The free version works the same way, but the sound quality is lower, commercials are inserted between songs and you can’t access the mobile or iPad applications. It’s perfect for the amateur listener, but you can really tell the difference in sound quality (160 kbps versus 320 kbps).

Spotify’s recent innovation arrived when the Swedish-based company at the end of November began offering free add-on applications — basically, little icons that line up like file folders, which when selected act as portals into curated collections. This, more than any other innovation, has pushed the service’s potential in fascinating directions. It’s here, in the world of filtering, rearranging and shuffling of all this music, where the real game-changer arrives.

Click, for example on the Matador Records icon and you’re transported to virtual real estate that offers instant listening to all the label’s new releases and catalog, ranging from Pavement to Perfume Genius. Other label apps also feature music tips from artists. Sony Music’s Legacy app provides the opportunity to explore and learn about the catalogs of, among others, Hall & Oates and Miles Davis.

A different kind of app, called Hot or Not, is a Warner Music-powered game in which you rate songs and compare scores. How does Eric Clapton’s “Forever Man” rank? Eighty-seven percent think it’s not hot; 13% dig it. Rihanna’s “You Da One” is deemed hot by 59% of the voting public. Pitchfork offers an app that provides access to the releases it reviews, along with a selection of playlists.

Soundrop is an interactive portal that one-ups last year’s Turntable.fm fad; listeners enter themed virtual rooms, vote on song selection and can chat with friends and kindred spirits about the music while it plays. The Beastie Boys // RIP MCA room has been a 24-hour jam session/place of mourning since news of the death of Adam Yauch, a.k.a. MCA, on May 4.

In addition to their utility as agents of discovery, the apps serve to temper the overwhelmed feeling that may accompany staring at a blank search window with 15 million listening choices behind it. When in doubt about what you’re in the mood for, you can download Moodagent, which picks music based on mood — though not, I might add, very well. Just because I’m “angry” doesn’t mean I want to listen to “Pornographic Memory” by Pig Destroyer.

Rare? Not anymore

All this activity has rendered meaningless three pregnant words — “I have that” — which always gave me a metaphorical leg up as a geek, critic and would-be tastemaker. It’s not easy to impress a kid with your Roc-A-Fella vinyl when she’s got the entire Jay-Z catalog, complete with cameos, collaborations, covers and karaoke versions, a few finger-bumps away. “Garvey’s Ghost,” the stunning dub version of Burning Spear’s “Marcus Garvey,” used to be rare. Now it’s been Spotified.

The other day, I caught myself saying, “Yeah, I have that,” about the new Rufus Wainwright album but quickly realized that, well, so does anyone with a smartphone. With mobile access to iTunes, Google Music through Android or Spotify, everyone “has” a copy of everything available more easily via Web than digging in a crate or on a hard drive. It’s no longer special to be first.

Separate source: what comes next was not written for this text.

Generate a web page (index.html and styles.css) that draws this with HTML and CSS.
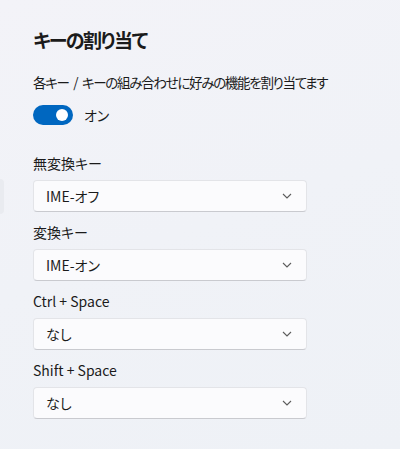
FILE: index.html
```html
<!DOCTYPE html>
<html lang="ja">
<head>
<meta charset="utf-8">
<link rel="stylesheet" href="styles.css">
</head>
<body>
<div class="nav-edge"></div>
<main class="page">
  <h1 class="title">キーの割り当て</h1>
  <p class="desc">各キー / キーの組み合わせに好みの機能を割り当てます</p>
  <div class="toggle-row">
    <span class="toggle"><span class="knob"></span></span>
    <span class="toggle-label">オン</span>
  </div>
  <div class="fields">
    <div class="field">
      <div class="label">無変換キー</div>
      <div class="combo"><span>IME-オフ</span><svg class="chev" width="10" height="6" viewBox="0 0 10 6"><path d="M1 1 L5 5 L9 1" fill="none" stroke="#5c5c5c" stroke-width="1.1"/></svg></div>
    </div>
    <div class="field">
      <div class="label">変換キー</div>
      <div class="combo"><span>IME-オン</span><svg class="chev" width="10" height="6" viewBox="0 0 10 6"><path d="M1 1 L5 5 L9 1" fill="none" stroke="#5c5c5c" stroke-width="1.1"/></svg></div>
    </div>
    <div class="field">
      <div class="label">Ctrl + Space</div>
      <div class="combo"><span>なし</span><svg class="chev" width="10" height="6" viewBox="0 0 10 6"><path d="M1 1 L5 5 L9 1" fill="none" stroke="#5c5c5c" stroke-width="1.1"/></svg></div>
    </div>
    <div class="field">
      <div class="label">Shift + Space</div>
      <div class="combo"><span>なし</span><svg class="chev" width="10" height="6" viewBox="0 0 10 6"><path d="M1 1 L5 5 L9 1" fill="none" stroke="#5c5c5c" stroke-width="1.1"/></svg></div>
    </div>
  </div>
</main>
</body>
</html>
```
FILE: styles.css
```css
html, body {
  margin: 0;
  height: 100%;
}
body {
  background: linear-gradient(160deg, #f3f3f8 0%, #f0f2f7 50%, #eef1f6 100%);
  font-family: "Noto Sans CJK JP", "Noto Sans", sans-serif;
  font-feature-settings: "palt";
  color: #1b1b1b;
  position: relative;
  overflow: hidden;
}
.nav-edge {
  position: absolute;
  left: -6px;
  top: 179px;
  width: 10px;
  height: 35px;
  border-radius: 4px;
  background: #e9ebf0;
}
.page {
  padding: 26px 0 0 33px;
}
.title {
  margin: 0;
  font-size: 19px;
  line-height: 28px;
  font-weight: 700;
  letter-spacing: -1.5px;
}
.desc {
  margin: 18px 0 0;
  font-size: 13.5px;
  line-height: 20px;
  letter-spacing: -1.3px;
  word-spacing: 3px;
}
.toggle-row {
  margin-top: 13px;
  display: flex;
  align-items: center;
  height: 20px;
}
.toggle {
  width: 40px;
  height: 20px;
  border-radius: 10px;
  background: #0067c0;
  display: flex;
  align-items: center;
  justify-content: flex-end;
  padding-right: 5px;
  box-sizing: border-box;
}
.knob {
  width: 12px;
  height: 12px;
  border-radius: 50%;
  background: #fff;
}
.toggle-label {
  margin-left: 11px;
  font-size: 14px;
  line-height: 20px;
}
.fields {
  margin-top: 28px;
  display: flex;
  flex-direction: column;
  gap: 10px;
}
.label {
  font-size: 14px;
  line-height: 20px;
}
.combo {
  margin-top: 7px;
  width: 274px;
  height: 32px;
  box-sizing: border-box;
  background: #fbfbfd;
  border: 1px solid #e3e4e8;
  border-bottom-color: #c9cacf;
  border-radius: 4px;
  display: flex;
  align-items: center;
  justify-content: space-between;
  padding: 0 14px 0 12px;
  font-size: 14px;
}
.chev {
  display: block;
}
```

That’s a shift in the way hard-core music fans interact with music, even if many will merely add streaming services to their arsenal and still buy objects. When we no longer need to accumulate music to prove how passionate we are, either by downloading torrents of pirated MP3s or spending cash on product, when more cultural capital comes from having 75,000 followers on your hot Best Dubstep Bassdrops playlist on Spotify than with the volume of records on your shelves or MP3s on your hard drive, the entire social structure of music obsession shifts. Even if for some of us acquiring objects/signifiers is a hard habit to break, and nothing silences an existential crisis like a good record store.

Yet the gaping hole in both services is context and interest in educating listeners, one reason why, as the resounding success of Record Store Day has proved, good shops with smart clerks will continue to play an essential role. For example, the way in which Spotify documents the dates of its releases is incredibly annoying; if you’re interested in the chronology of Pulp’s album releases, you’ll find that the service confuses release dates with reissue dates; “Different Class” is listed as being released in 2006, not 1995, which is when it actually came out. This is a service-wide concern, as is the seeming disinterest in liner notes, album credits and virtual booklets — the minutiae that make buying an album so engaging. Why not offer as much information as there is available across the Web?

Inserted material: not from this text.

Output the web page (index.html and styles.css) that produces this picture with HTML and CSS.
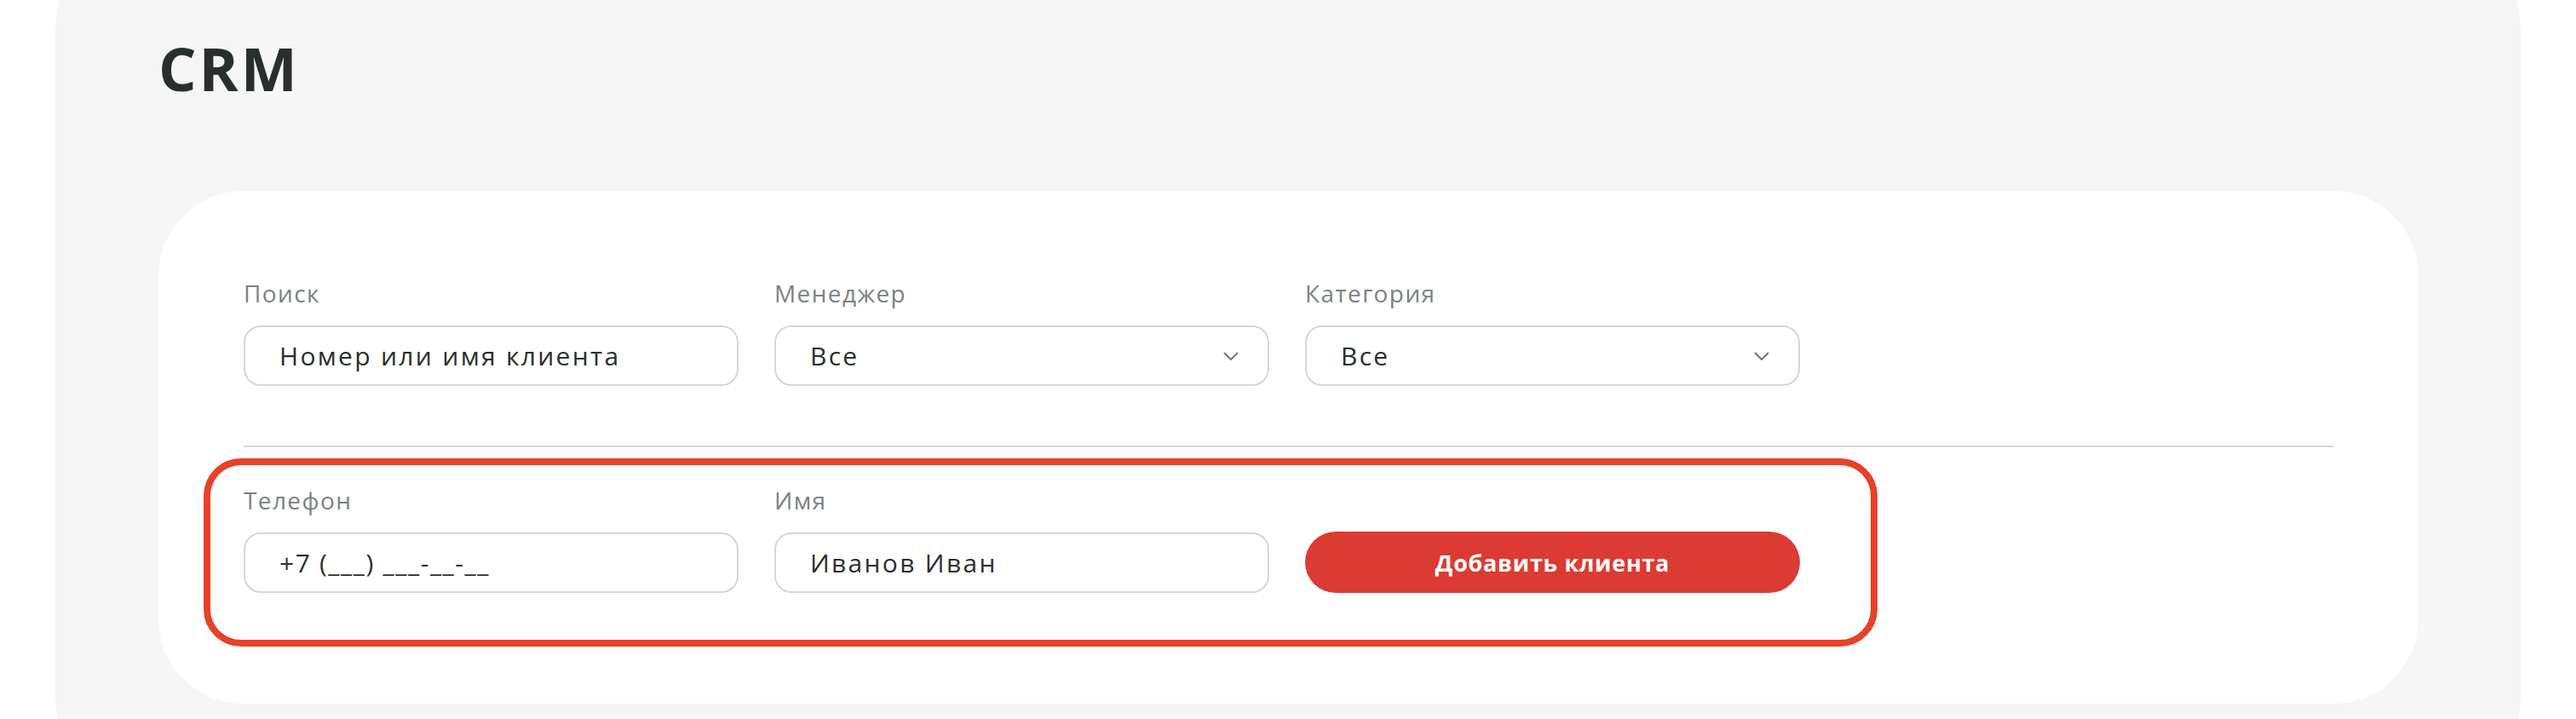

And then there’s that irrational voice in your head that is worried about getting rid of anything, the one that if you don’t keep in check will land you on an episode of “Hoarders.” After all, a certain comfort remains in having your vinyl surrounding you, safely there for your perusal and consumption. If Newt Gingrich is right that a magnet bomb or whatever exploding over Los Angeles could disable Internet access and erase every hard drive in the city, most would be in big trouble, musically. With my vinyl, at least I’d still be able to put on my copy of “Paul’s Boutique,” spin it manually on my turntable and if I listen real closely, be able to hear the music as the needle moves through the grooves.

So the vinyl I’ll keep, even if some of it gets dumped as interests shift. But the discs I’ll continue whittling every few months as I do, as I get used to my Universal-issued “The Best of Chuck Berry” CD sounding no better than the Spotify version or the one that’s available to me via Match. The sound files on the hard drive aren’t going anywhere, because they aren’t taking up space. Maybe someday in the distant future, a hard-drive digger will find my 2 terrabytes of choice tunes from the ‘00s there, reboot them and commence unpacking them. Then perhaps their true value will reveal itself.